Burrowing Owl May Benefit From Solar Farm
Multi-jurisdictional cooperation addresses renewable energy AND habitat conservation

With Pima County’s recent approval of the City of Tucson’s request for an industrial solar farm in Avra Valley, both the city and the county signaled they are serious about pursuing local renewable energy facilities.

In addition to providing renewable energy, the project site, a retired agricultural area, has been identified by Pima County’s Sonoran Desert Conservation Plan and the City of Tucson’s Avra Valley Habitat Conservation Plan as important for a number of vulnerable desert species.

In particular, suitable Western burrowing owl habitat has been identified on the site by the Arizona Game and Fish Department, including recent burrowing owl activity. Fallow farm lands in general are an important component of the burrowing owl’s habitat.

Burrowing Owl by Ray Goodwin

Burrowing Owl. Photo by Ray Goodwin, www.sonoranconnection.com

Unfortunately, many species in our region are suffering because of impacts on their habitat. In cases such as the burrowing owl and others, active restoration is our best opportunity to permanently conserve Sonoran Desert wildlife species.

As part of the project approval, Pima County is requiring habitat restoration on approximately one-third of the project site, including a system of artificial burrows and resting sites for the threatened Western yellow bat.

In addition to on-site restoration, Tucson Water will be completing off-site mitigation to fully comply with Pima County’s land-use guidelines. Tucson Water will also begin to implement additional conservation measures, as laid out in their own habitat conservation plan.

It is the City of Tucson/Tucson Water, Marana and Pima County who own the majority of lands that have been identified as potentially suitable for the Western burrowing owl. These lands are a mosaic generally adjacent to the Santa Cruz River and lands in the Avra Valley’s Brawley/Los Robles area north to the confluence with the Santa Cruz River.

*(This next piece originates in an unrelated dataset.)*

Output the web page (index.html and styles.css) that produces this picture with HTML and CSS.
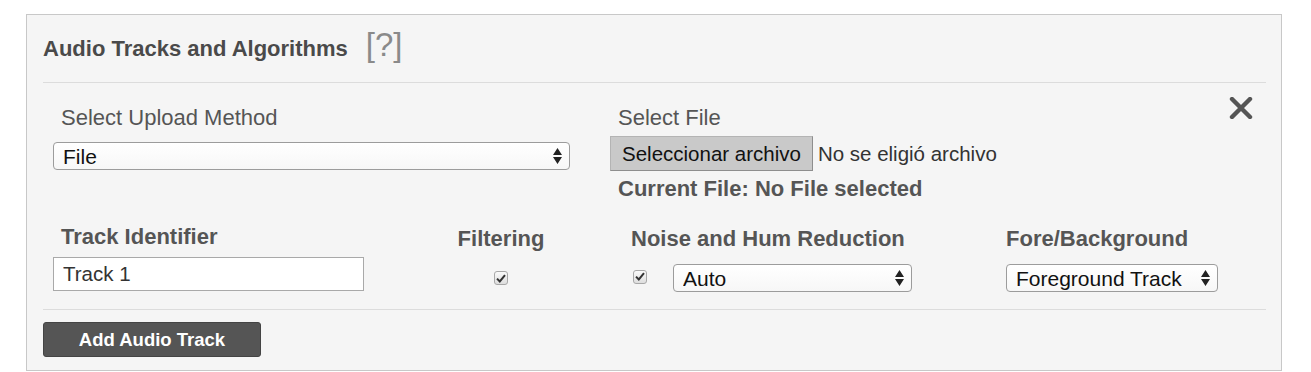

Throughout our involvement with this solar project, the Coalition has been encouraged by the willingness of Pima County, FRV Tucson Solar, and the City of Tucson to negotiate a viable environmental mitigation plan that allows the project to move forward while also appropriately mitigating for impacts to the Conservation Lands System. 

As renewable energy projects become more common in southern Arizona, it is imperative that these projects be addressed with a spirit of multi-jurisdictional cooperation. The goals of renewable energy, the conservation of the Sonoran Desert, and jurisdictional compliance with state “species of concern” and the federal Endangered Species Act can all be accomplished if we work together to achieve these complementary goals. The FRV Tucson Solar project is one example of these goals successfully being accomplished together. We are very pleased by the leadership exhibited by both Pima County and the City of Tucson, and look forward to continuing these partnerships on conservation.